Más allá de las consecuencias políticas de la votación, vemos con preocupación el fenómeno que la radicalización de la retórica presidencial ha venido a provocar en el órgano parlamentario constitucionalmente concebido para encontrar, en función de la razón y nuestra realidad social, las mejores fórmulas para resolver los problemas que aquejan a la Nación. El fundamentalismo del proyecto transformador del país ha venido a aniquilar, por las vías de hecho, la posibilidad de que haya cualquier debate legislativo, en detrimento del bienestar general. Existiendo razones atrás de cada uno de los postulados que justificaron el voto de cada legislador presente, no hubo deliberación alguna que permitiera construir un camino intermedio, útil para resolver cualquier problema existente que hubiera sido identificado. La imposición aniquiló cualquier intento de razón.

La ausencia de argumentación constitucional en el seno de la Suprema Corte de Justicia, a la par que la carencia de debate y deliberación parlamentaria en el seno del Congreso de la Unión, ambos respecto de leyes existentes o iniciativas de reforma presentadas por el Presidente de la República, que pudieran servir para lograr la mejor interpretación del derecho posible que conduzca atender con apego a la lógica y la experiencia aquello que más le conviene al país –en la materia energética en este caso, como podría serlo cualquiera otra en lo sucesivo–, refleja el estancamiento mismo de las instituciones, y su precariedad y fragilidad ante el embate del que han sido presas del Presidente de la República.

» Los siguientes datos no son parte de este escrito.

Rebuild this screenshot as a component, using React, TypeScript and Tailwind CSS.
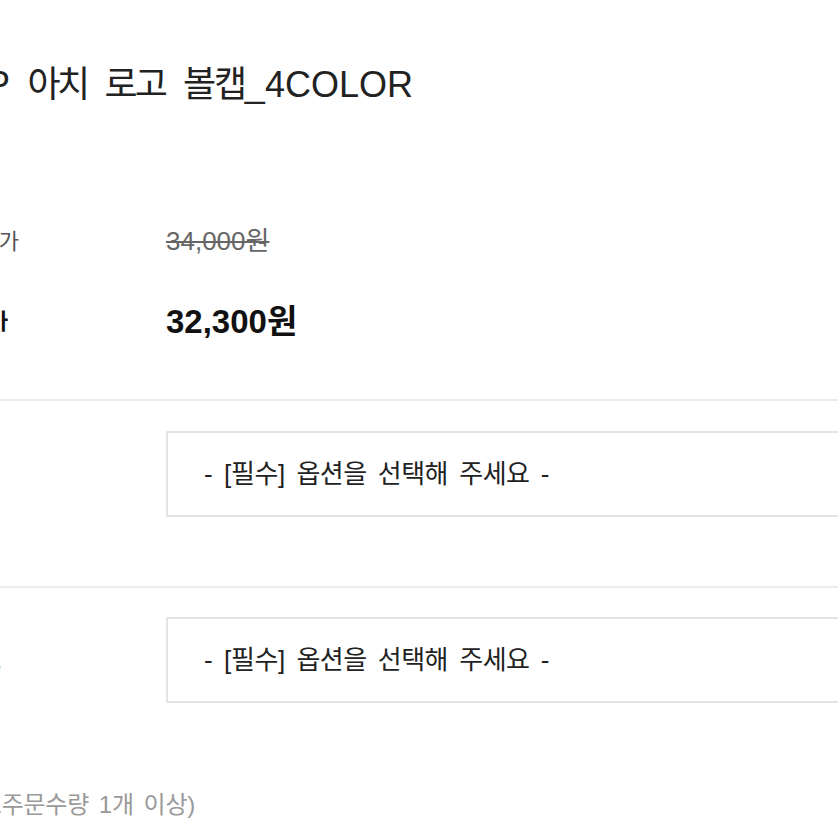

La sesión del Pleno de la Suprema Corte de Justicia y de la Cámara de Diputados, que sirvió para demostrar la influencia o la fuerza política que el partido gobernante tiene para allegarse de votos y voluntades, pone de relieve la degradación de la que ha sido objeto nuestro sistema político. En la búsqueda de fórmulas y mecanismos para imponer una sola voluntad, se ha mermado el propósito de las instituciones y de la república. Mientras más se aleja de la justicia y de la razón, para dar paso a la imposición del poder por el poder mismo, nuestro sistema político fallece poco a poco, y con él nuestro futuro. La posibilidad de que el debate reviva, alumbrado por la unión demostrada el domingo pasado, mantiene viva la esperanza de mejores tiempos para nuestra democracia.